* _PROVIDED MATERIAL_:
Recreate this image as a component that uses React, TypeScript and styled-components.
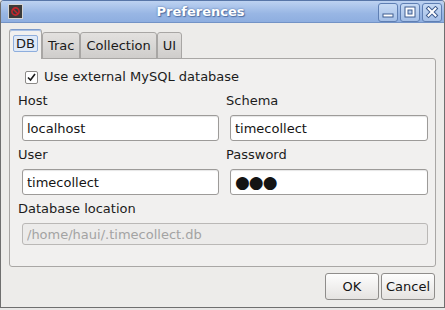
import styled, { createGlobalStyle } from "styled-components";

const GlobalStyle = createGlobalStyle`
  html, body {
    margin: 0;
    padding: 0;
    background: #e8e7e6;
  }

  body {
    font-family: "DejaVu Sans", "Noto Sans", sans-serif;
    font-size: 13px;
    color: #1c1c1c;
  }
`;

const Window = styled.div`
  width: 445px;
  height: 308px;
  box-sizing: border-box;
  border: 1px solid #6f6f6f;
  border-top-color: #5876a8;
  border-radius: 4px 4px 0 0;
  background: #edecea;
  display: flex;
  flex-direction: column;
  overflow: hidden;
`;

const TitleBar = styled.div`
  flex: none;
  height: 22px;
  box-sizing: border-box;
  display: flex;
  align-items: center;
  padding: 0 2px 0 7px;
  background: linear-gradient(#bdd2f1, #98b6e4 60%, #8eaee0);
  border-bottom: 1px solid #7393c6;
`;

const Title = styled.div`
  flex: 1;
  text-align: center;
  font-weight: bold;
  color: #fff;
  line-height: 16px;
  text-shadow: 0 0 2px #4a6a9e, 1px 1px 1px #5272a6;
`;

const WinButtons = styled.div`
  display: flex;
  gap: 2px;
  margin-top: 1px;
`;

const WinButton = styled.div`
  width: 20px;
  height: 19px;
  box-sizing: border-box;
  border: 1px solid #5f7fb3;
  border-radius: 3px;
  background: linear-gradient(#c7daf4, #a4bfe7);
  display: flex;
  align-items: center;
  justify-content: center;
`;

const Body = styled.div`
  flex: 1;
  display: flex;
  flex-direction: column;
  padding: 6px 8px 7px 8px;
`;

const TabBar = styled.div`
  display: flex;
  align-items: flex-end;
  margin-bottom: -1px;
  position: relative;
  z-index: 1;
`;

const Tab = styled.div<{ $active?: boolean }>`
  box-sizing: border-box;
  display: flex;
  align-items: flex-start;
  height: ${({ $active }) => ($active ? "30px" : "27px")};
  padding: 5px ${({ $active }) => ($active ? "6px" : "5px")} 0;
  line-height: 16px;
  border: 1px solid #a8a6a4;
  border-top-color: ${({ $active }) => ($active ? "#7c9bcb" : "#a8a6a4")};
  border-bottom: ${({ $active }) => ($active ? "none" : "1px solid #a8a6a4")};
  border-radius: 3px 3px 0 0;
  background: ${({ $active }) =>
    $active ? "#f1f0ef" : "linear-gradient(#e3e1df, #cfcdcb)"};
  box-shadow: ${({ $active }) => ($active ? "inset 0 1px 0 #a9c1e6" : "none")};
  color: #1a1a1a;
`;

const FocusLabel = styled.span`
  display: block;
  margin: 0 -3px;
  padding: 0 2px;
  line-height: 15px;
  border: 1px solid #8eaedd;
  border-radius: 2px;
  background: #dfe9f7;
`;

const Pane = styled.div`
  flex: 1;
  display: flex;
  flex-direction: column;
  border: 1px solid #a9a7a5;
  border-radius: 0 3px 3px 3px;
  background: #f1f0ef;
  padding: 10px 7px 0 8px;
`;

const CheckRow = styled.label`
  display: flex;
  align-items: center;
  gap: 6px;
  margin-left: 7px;
  line-height: 16px;
`;

const CheckBox = styled.span`
  width: 13px;
  height: 13px;
  box-sizing: border-box;
  border: 1px solid #8c8a88;
  border-radius: 2px;
  background: #fff;
  display: flex;
  align-items: center;
  justify-content: center;
`;

const FieldGrid = styled.div`
  display: grid;
  grid-template-columns: 201px 1fr;
  column-gap: 7px;
  row-gap: 6px;
  margin-top: 8px;
`;

const Field = styled.div<{ $wide?: boolean }>`
  display: flex;
  flex-direction: column;
  gap: 6px;
  grid-column: ${({ $wide }) => ($wide ? "1 / span 2" : "auto")};
`;

const Label = styled.div`
  line-height: 16px;
  color: #1c1c1c;
`;

const Input = styled.input<{ $dots?: boolean }>`
  box-sizing: border-box;
  height: 26px;
  width: calc(100% - 4px);
  margin: 0 0 0 4px;
  padding: 0 4px;
  border: 1px solid #9d9b99;
  border-radius: 3px;
  background: #fff;
  box-shadow: inset 0 1px 1px rgba(0, 0, 0, 0.1);
  font-family: "DejaVu Sans", sans-serif;
  font-size: ${({ $dots }) => ($dots ? "17px" : "13px")};
  letter-spacing: ${({ $dots }) => ($dots ? "-1px" : "normal")};
  color: #141414;
  outline: none;

  &:disabled {
    height: 22px;
    background: #ecebea;
    border-color: #bab8b6;
    box-shadow: none;
    color: #a3a3a3;
  }
`;

const ButtonRow = styled.div`
  display: flex;
  justify-content: flex-end;
  gap: 2px;
  margin: 6px 1px 0 0;
`;

const Button = styled.button`
  width: 54px;
  height: 27px;
  padding: 0;
  border: 1px solid #8f8d8b;
  border-radius: 3px;
  background: linear-gradient(#fdfdfd, #e5e3e1);
  font-family: "DejaVu Sans", sans-serif;
  font-size: 13px;
  color: #141414;
`;

const AppIcon = () => (
  <svg width="15" height="15" viewBox="0 0 15 15">
    <rect x="0.5" y="0.5" width="14" height="14" fill="#3a3a3a" stroke="#d4d4d4" />
    <circle cx="7.5" cy="7.5" r="3.6" fill="none" stroke="#c2262c" strokeWidth="1.6" />
    <path d="M5 5l5 5" stroke="#c2262c" strokeWidth="1.4" />
  </svg>
);

const glyph = (d: string) => (
  <svg width="14" height="13" viewBox="0 0 14 13">
    <path d={d} fill="none" stroke="#3f5d8f" strokeWidth="4" strokeLinecap="square" />
    <path d={d} fill="none" stroke="#fff" strokeWidth="2" strokeLinecap="square" />
  </svg>
);

const Check = () => (
  <svg width="11" height="11" viewBox="0 0 11 11">
    <path d="M2 5.5l2.5 2.5L9 2" fill="none" stroke="#1a1a1a" strokeWidth="1.6" />
  </svg>
);

const App = () => {
  return (
    <>
      <GlobalStyle />
      <Window>
        <TitleBar>
          <AppIcon />
          <Title>Preferences</Title>
          <WinButtons>
            <WinButton>{glyph("M3.5 9.5h7")}</WinButton>
            <WinButton>{glyph("M3.5 2.5h7v7h-7z")}</WinButton>
            <WinButton>{glyph("M3.5 2.5l7 7M10.5 2.5l-7 7")}</WinButton>
          </WinButtons>
        </TitleBar>
        <Body>
          <TabBar>
            <Tab $active>
              <FocusLabel>DB</FocusLabel>
            </Tab>
            <Tab>Trac</Tab>
            <Tab>Collection</Tab>
            <Tab>UI</Tab>
          </TabBar>
          <Pane>
            <CheckRow>
              <CheckBox>
                <Check />
              </CheckBox>
              Use external MySQL database
            </CheckRow>
            <FieldGrid>
              <Field>
                <Label>Host</Label>
                <Input defaultValue="localhost" />
              </Field>
              <Field>
                <Label>Schema</Label>
                <Input defaultValue="timecollect" />
              </Field>
              <Field>
                <Label>User</Label>
                <Input defaultValue="timecollect" />
              </Field>
              <Field>
                <Label>Password</Label>
                <Input $dots readOnly value="●●●" />
              </Field>
              <Field $wide>
                <Label>Database location</Label>
                <Input disabled defaultValue="/home/haui/.timecollect.db" />
              </Field>
            </FieldGrid>
          </Pane>
          <ButtonRow>
            <Button>OK</Button>
            <Button>Cancel</Button>
          </ButtonRow>
        </Body>
      </Window>
    </>
  );
};

export default App;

* _SHORT EXERCISE_: Reproduce the data word for word, excluding its pictures.

* _EXERCISE RESPONSE_:
Recreate this image as a component that uses React, TypeScript and styled-components.
import styled, { createGlobalStyle } from "styled-components";

const GlobalStyle = createGlobalStyle`
  html, body {
    margin: 0;
    padding: 0;
    background: #e8e7e6;
  }

  body {
    font-family: "DejaVu Sans", "Noto Sans", sans-serif;
    font-size: 13px;
    color: #1c1c1c;
  }
`;

const Window = styled.div`
  width: 445px;
  height: 308px;
  box-sizing: border-box;
  border: 1px solid #6f6f6f;
  border-top-color: #5876a8;
  border-radius: 4px 4px 0 0;
  background: #edecea;
  display: flex;
  flex-direction: column;
  overflow: hidden;
`;

const TitleBar = styled.div`
  flex: none;
  height: 22px;
  box-sizing: border-box;
  display: flex;
  align-items: center;
  padding: 0 2px 0 7px;
  background: linear-gradient(#bdd2f1, #98b6e4 60%, #8eaee0);
  border-bottom: 1px solid #7393c6;
`;

const Title = styled.div`
  flex: 1;
  text-align: center;
  font-weight: bold;
  color: #fff;
  line-height: 16px;
  text-shadow: 0 0 2px #4a6a9e, 1px 1px 1px #5272a6;
`;

const WinButtons = styled.div`
  display: flex;
  gap: 2px;
  margin-top: 1px;
`;

const WinButton = styled.div`
  width: 20px;
  height: 19px;
  box-sizing: border-box;
  border: 1px solid #5f7fb3;
  border-radius: 3px;
  background: linear-gradient(#c7daf4, #a4bfe7);
  display: flex;
  align-items: center;
  justify-content: center;
`;

const Body = styled.div`
  flex: 1;
  display: flex;
  flex-direction: column;
  padding: 6px 8px 7px 8px;
`;

const TabBar = styled.div`
  display: flex;
  align-items: flex-end;
  margin-bottom: -1px;
  position: relative;
  z-index: 1;
`;

const Tab = styled.div<{ $active?: boolean }>`
  box-sizing: border-box;
  display: flex;
  align-items: flex-start;
  height: ${({ $active }) => ($active ? "30px" : "27px")};
  padding: 5px ${({ $active }) => ($active ? "6px" : "5px")} 0;
  line-height: 16px;
  border: 1px solid #a8a6a4;
  border-top-color: ${({ $active }) => ($active ? "#7c9bcb" : "#a8a6a4")};
  border-bottom: ${({ $active }) => ($active ? "none" : "1px solid #a8a6a4")};
  border-radius: 3px 3px 0 0;
  background: ${({ $active }) =>
    $active ? "#f1f0ef" : "linear-gradient(#e3e1df, #cfcdcb)"};
  box-shadow: ${({ $active }) => ($active ? "inset 0 1px 0 #a9c1e6" : "none")};
  color: #1a1a1a;
`;

const FocusLabel = styled.span`
  display: block;
  margin: 0 -3px;
  padding: 0 2px;
  line-height: 15px;
  border: 1px solid #8eaedd;
  border-radius: 2px;
  background: #dfe9f7;
`;

const Pane = styled.div`
  flex: 1;
  display: flex;
  flex-direction: column;
  border: 1px solid #a9a7a5;
  border-radius: 0 3px 3px 3px;
  background: #f1f0ef;
  padding: 10px 7px 0 8px;
`;

const CheckRow = styled.label`
  display: flex;
  align-items: center;
  gap: 6px;
  margin-left: 7px;
  line-height: 16px;
`;

const CheckBox = styled.span`
  width: 13px;
  height: 13px;
  box-sizing: border-box;
  border: 1px solid #8c8a88;
  border-radius: 2px;
  background: #fff;
  display: flex;
  align-items: center;
  justify-content: center;
`;

const FieldGrid = styled.div`
  display: grid;
  grid-template-columns: 201px 1fr;
  column-gap: 7px;
  row-gap: 6px;
  margin-top: 8px;
`;

const Field = styled.div<{ $wide?: boolean }>`
  display: flex;
  flex-direction: column;
  gap: 6px;
  grid-column: ${({ $wide }) => ($wide ? "1 / span 2" : "auto")};
`;

const Label = styled.div`
  line-height: 16px;
  color: #1c1c1c;
`;

const Input = styled.input<{ $dots?: boolean }>`
  box-sizing: border-box;
  height: 26px;
  width: calc(100% - 4px);
  margin: 0 0 0 4px;
  padding: 0 4px;
  border: 1px solid #9d9b99;
  border-radius: 3px;
  background: #fff;
  box-shadow: inset 0 1px 1px rgba(0, 0, 0, 0.1);
  font-family: "DejaVu Sans", sans-serif;
  font-size: ${({ $dots }) => ($dots ? "17px" : "13px")};
  letter-spacing: ${({ $dots }) => ($dots ? "-1px" : "normal")};
  color: #141414;
  outline: none;

  &:disabled {
    height: 22px;
    background: #ecebea;
    border-color: #bab8b6;
    box-shadow: none;
    color: #a3a3a3;
  }
`;

const ButtonRow = styled.div`
  display: flex;
  justify-content: flex-end;
  gap: 2px;
  margin: 6px 1px 0 0;
`;

const Button = styled.button`
  width: 54px;
  height: 27px;
  padding: 0;
  border: 1px solid #8f8d8b;
  border-radius: 3px;
  background: linear-gradient(#fdfdfd, #e5e3e1);
  font-family: "DejaVu Sans", sans-serif;
  font-size: 13px;
  color: #141414;
`;

const AppIcon = () => (
  <svg width="15" height="15" viewBox="0 0 15 15">
    <rect x="0.5" y="0.5" width="14" height="14" fill="#3a3a3a" stroke="#d4d4d4" />
    <circle cx="7.5" cy="7.5" r="3.6" fill="none" stroke="#c2262c" strokeWidth="1.6" />
    <path d="M5 5l5 5" stroke="#c2262c" strokeWidth="1.4" />
  </svg>
);

const glyph = (d: string) => (
  <svg width="14" height="13" viewBox="0 0 14 13">
    <path d={d} fill="none" stroke="#3f5d8f" strokeWidth="4" strokeLinecap="square" />
    <path d={d} fill="none" stroke="#fff" strokeWidth="2" strokeLinecap="square" />
  </svg>
);

const Check = () => (
  <svg width="11" height="11" viewBox="0 0 11 11">
    <path d="M2 5.5l2.5 2.5L9 2" fill="none" stroke="#1a1a1a" strokeWidth="1.6" />
  </svg>
);

const App = () => {
  return (
    <>
      <GlobalStyle />
      <Window>
        <TitleBar>
          <AppIcon />
          <Title>Preferences</Title>
          <WinButtons>
            <WinButton>{glyph("M3.5 9.5h7")}</WinButton>
            <WinButton>{glyph("M3.5 2.5h7v7h-7z")}</WinButton>
            <WinButton>{glyph("M3.5 2.5l7 7M10.5 2.5l-7 7")}</WinButton>
          </WinButtons>
        </TitleBar>
        <Body>
          <TabBar>
            <Tab $active>
              <FocusLabel>DB</FocusLabel>
            </Tab>
            <Tab>Trac</Tab>
            <Tab>Collection</Tab>
            <Tab>UI</Tab>
          </TabBar>
          <Pane>
            <CheckRow>
              <CheckBox>
                <Check />
              </CheckBox>
              Use external MySQL database
            </CheckRow>
            <FieldGrid>
              <Field>
                <Label>Host</Label>
                <Input defaultValue="localhost" />
              </Field>
              <Field>
                <Label>Schema</Label>
                <Input defaultValue="timecollect" />
              </Field>
              <Field>
                <Label>User</Label>
                <Input defaultValue="timecollect" />
              </Field>
              <Field>
                <Label>Password</Label>
                <Input $dots readOnly value="●●●" />
              </Field>
              <Field $wide>
                <Label>Database location</Label>
                <Input disabled defaultValue="/home/haui/.timecollect.db" />
              </Field>
            </FieldGrid>
          </Pane>
          <ButtonRow>
            <Button>OK</Button>
            <Button>Cancel</Button>
          </ButtonRow>
        </Body>
      </Window>
    </>
  );
};

export default App;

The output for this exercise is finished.